4.4 No Beneficiary Designation. If the Executive dies without a valid beneficiary designation or if all designated Beneficiaries predecease the Executive, the Executive’s spouse is the designated Beneficiary. If the Executive has no surviving spouse benefit payments will be made to the personal representative of the Executive’s estate.
4.5 Facility of Payment. If a benefit is payable to a minor, to a person declared incapacitated, or to a person incapable of handling the disposition of his or her property, the Bank may pay the benefit to the guardian, legal representative, or person having the care or custody of the minor, incapacitated person, or incapable person. The Bank may require proof of incapacity, minority, or guardianship as it deems appropriate before distribution of the benefit. Distribution completely discharges the Bank from all liability for the benefit.
ARTICLE 5
GENERAL LIMITATIONS
5.1 Termination with Cause. Despite any contrary provision of this Agreement, the Bank will not pay any benefit under this Agreement and this Agreement terminates if Separation from Service is a Termination with Cause.
5.2 Misstatement. No benefits will be paid under this Agreement or under the Split Dollar Agreement and Endorsement, as amended, if the Executive makes any material misstatement of fact on any application or resume provided to the Bank, on any application for life insurance purchased by the Bank, or on any application for benefits provided by the Bank.
5.3 Removal. If the Executive is removed from office or permanently prohibited from participating in the Bank’s affairs by an order issued under section 8(e)(4) or (g)(1) of the Federal Deposit Insurance Act, 12 U.S.C. 1818(e)(4) or (g)(1), all obligations of the Bank under this Agreement terminate as of the effective date of the order, and the Split Dollar Agreement and Endorsement, as amended, also terminates as of the effective date of the order.
5.4 Default. Despite any contrary provision of this Agreement, if the Bank is in “default” or “in danger of default,” as those terms are defined in section 3(x) of the Federal Deposit Insurance Act, 12 U.S.C. 1813(x), all obligations under this Agreement terminate.
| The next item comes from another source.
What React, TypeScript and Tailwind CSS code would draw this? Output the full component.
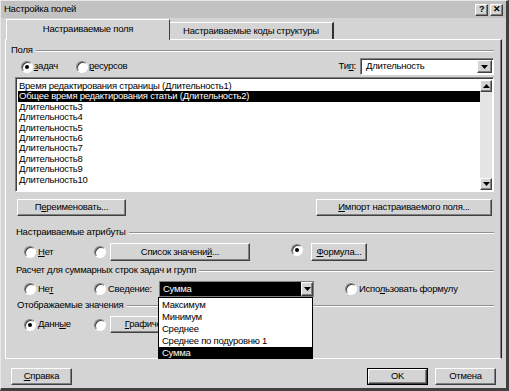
import type { ReactNode } from 'react';

const FIELDS = [
  'Время редактирования страницы (Длительность1)',
  'Общее время редактирования статьи (Длительность2)',
  'Длительность3',
  'Длительность4',
  'Длительность5',
  'Длительность6',
  'Длительность7',
  'Длительность8',
  'Длительность9',
  'Длительность10',
];

const SUMMARY_OPTIONS = ['Максимум', 'Минимум', 'Среднее', 'Среднее по подуровню 1', 'Сумма'];

function Radio({ checked }: { checked?: boolean }) {
  return (
    <span className="relative inline-block w-[12px] h-[12px] shrink-0 rounded-full bg-white border border-t-[#808080] border-l-[#808080] border-r-white border-b-white shadow-[inset_1px_1px_0_#404040]">
      {checked && <span className="absolute left-[3px] top-[3px] w-[4px] h-[4px] rounded-full bg-black" />}
    </span>
  );
}

function Btn({ children, className = '' }: { children: ReactNode; className?: string }) {
  return (
    <div
      className={`flex items-center justify-center bg-[#d4d4d4] border border-t-white border-l-white border-r-[#404040] border-b-[#404040] shadow-[inset_-1px_-1px_0_#808080] ${className}`}
    >
      {children}
    </div>
  );
}

function Arrow({ up }: { up?: boolean }) {
  return (
    <svg width="7" height="4" viewBox="0 0 7 4">
      <path d={up ? 'M3.5 0 L7 4 L0 4 Z' : 'M0 0 L7 0 L3.5 4 Z'} fill="#000" />
    </svg>
  );
}

function GroupHeader({ label, className = '' }: { label: string; className?: string }) {
  return (
    <div className={`flex items-center h-[11px] ${className}`}>
      <span className="pr-[3px] whitespace-nowrap">{label}</span>
      <div className="flex-1 flex flex-col">
        <div className="h-px bg-[#909090]" />
        <div className="h-px bg-white" />
      </div>
    </div>
  );
}

export default function App() {
  return (
    <div className="relative w-[509px] h-[391px] overflow-hidden bg-[#d4d4d4] text-[9.5px] tracking-[-0.25px] text-black font-['Liberation_Sans',Arial,sans-serif] border-l border-t border-l-[#e8e8e8] border-t-[#e8e8e8] border-r-[3px] border-b-[3px] border-r-[#404040] border-b-[#404040] flex flex-col">
      {/* title bar */}
      <div className="h-[17px] bg-[#c2c2c2] flex items-center pl-[3px] pr-[3px] shrink-0">
        <span>Настройка полей</span>
        <div className="ml-auto flex gap-[2px]">
          <Btn className="w-[13px] h-[12px] font-bold text-[9px]">?</Btn>
          <Btn className="w-[13px] h-[12px] font-bold text-[9px]">✕</Btn>
        </div>
      </div>

      {/* tabs */}
      <div className="flex items-end h-[21px] pl-[5px] shrink-0">
        <div className="relative z-10 w-[164px] h-[21px] -mb-px bg-[#d4d4d4] border-t border-l border-r border-t-white border-l-white border-r-[#404040] flex items-center justify-center pb-[2px]">
          Настраиваемые поля
        </div>
        <div className="w-[164px] h-[17px] border-t border-r-2 border-t-white border-r-[#303030] flex items-center justify-center">
          Настраиваемые коды структуры
        </div>
      </div>

      {/* panel */}
      <div className="ml-[4px] w-[497px] h-[320px] border border-t-white border-l-white border-r-[#202020] border-b-white shadow-[inset_-1px_0_0_#808080] flex flex-col pl-[5px] pr-[7px]">
        <GroupHeader label="Поля" className="mt-[5px]" />
        <div className="mt-[2px] h-[17px] flex items-center">
          <div className="ml-[10px] flex items-center gap-[1px]">
            <Radio checked />
            <span>
              <span className="underline">з</span>адач
            </span>
          </div>
          <div className="ml-[18px] flex items-center gap-[1px]">
            <Radio />
            <span>
              <span className="underline">р</span>есурсов
            </span>
          </div>
          <span className="ml-auto mr-[4px]">
            Ти<span className="underline">п</span>:
          </span>
          <div className="w-[134px] h-[17px] bg-white border border-t-[#808080] border-l-[#808080] border-r-white border-b-white shadow-[inset_1px_1px_0_#404040] flex items-center">
            <span className="pl-[5px]">Длительность</span>
            <Btn className="ml-auto mr-px w-[15px] h-[13px]">
              <Arrow />
            </Btn>
          </div>
        </div>

        {/* field list */}
        <div className="mt-[2px] ml-[4px] h-[115px] bg-white border border-t-[#808080] border-l-[#808080] border-r-white border-b-white shadow-[inset_1px_1px_0_#404040] flex pl-[2px] pt-[2px] pb-px">
          <div className="flex-1 flex flex-col pt-[1px]">
            {FIELDS.map((f, i) => (
              <div
                key={f}
                className={`h-[10.4px] leading-[10.4px] pl-[1px] whitespace-nowrap ${i === 1 ? 'bg-black text-white' : ''}`}
              >
                {f}
              </div>
            ))}
          </div>
          <div className="w-[12px] mr-px flex flex-col bg-[#e4e4e4]">
            <Btn className="h-[12px]">
              <Arrow up />
            </Btn>
            <div className="flex-1" />
            <Btn className="h-[12px]">
              <Arrow />
            </Btn>
          </div>
        </div>

        <div className="mt-[7px] h-[17px] flex">
          <Btn className="ml-[6px] w-[109px]">
            <span>
              П<span className="underline">е</span>реименовать...
            </span>
          </Btn>
          <Btn className="ml-auto mr-[2px] w-[176px]">
            <span>
              <span className="underline">И</span>мпорт настраиваемого поля...
            </span>
          </Btn>
        </div>

        <GroupHeader label="Настраиваемые атрибуты" className="mt-[11px] ml-[5px]" />
        <div className="mt-[5px] h-[18px] flex items-center">
          <div className="ml-[13px] w-[70px] flex items-center gap-[2px]">
            <Radio />
            <span>
              <span className="underline">Н</span>ет
            </span>
          </div>
          <Radio />
          <Btn className="ml-[4px] w-[140px] h-[18px]">
            <span>
              Список значени<span className="underline">й</span>...
            </span>
          </Btn>
          <div className="ml-[41px]">
            <Radio checked />
          </div>
          <Btn className="ml-[8px] w-[56px] h-[18px]">
            <span>
              <span className="underline">Ф</span>ормула...
            </span>
          </Btn>
        </div>

        <GroupHeader label="Расчет для суммарных строк задач и групп" className="mt-[4px] ml-[5px]" />
        <div className="mt-[5px] h-[16px] flex items-center">
          <div className="ml-[13px] w-[70px] flex items-center gap-[2px]">
            <Radio />
            <span>
              Не<span className="underline">т</span>
            </span>
          </div>
          <Radio />
          <span className="ml-[2px] w-[51px]">Сведение:</span>
          <div className="w-[155px] h-[16px] bg-black border border-[#808080] flex items-center">
            <span className="pl-[3px] text-white">Сумма</span>
            <Btn className="ml-auto w-[12px] h-[14px] border-l-white">
              <Arrow />
            </Btn>
          </div>
          <div className="ml-[31px] flex items-center gap-[2px]">
            <Radio />
            <span>
              Испо<span className="underline">л</span>ьзовать формулу
            </span>
          </div>
        </div>

        <GroupHeader label="Отображаемые значения" className="mt-[3px] ml-[6px]" />
        <div className="mt-[5px] h-[17px] flex items-center">
          <div className="ml-[13px] w-[70px] flex items-center gap-[2px]">
            <Radio checked />
            <span>
              Данн<span className="underline">ы</span>е
            </span>
          </div>
          <Radio />
          <Btn className="ml-[4px] w-[92px] h-[17px]">
            <span>
              <span className="underline">Г</span>рафические...
            </span>
          </Btn>
        </div>
      </div>

      {/* bottom buttons */}
      <div className="mt-[9px] h-[17px] flex">
        <Btn className="ml-[10px] w-[61px]">
          <span>
            <span className="underline">С</span>правка
          </span>
        </Btn>
        <div className="ml-auto mr-[10px] flex gap-[7px]">
          <div className="w-[61px] border border-black">
            <Btn className="h-full">OK</Btn>
          </div>
          <Btn className="w-[61px]">Отмена</Btn>
        </div>
      </div>

      {/* open summary dropdown */}
      <div className="absolute left-[157px] top-[296px] w-[155px] h-[62px] bg-white border border-black flex flex-col pt-[1px]">
        {SUMMARY_OPTIONS.map((o, i) => (
          <div
            key={o}
            className={`h-[12px] leading-[12px] pl-[3px] ${i === 4 ? 'bg-black text-white' : ''}`}
          >
            {o}
          </div>
        ))}
      </div>
    </div>
  );
}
5.5 FDIC Open-Bank Assistance. All obligations under this Agreement terminate, except to the extent determined that continuation of the contract is necessary for the continued operation of the Bank, if the Federal Deposit Insurance Corporation enters into an agreement to provide assistance to or on behalf of the Bank under the authority contained in section 13(c) of the Federal Deposit Insurance Act. 12 U.S.C. 1823(c). Any rights of the parties that have already vested are not affected, however.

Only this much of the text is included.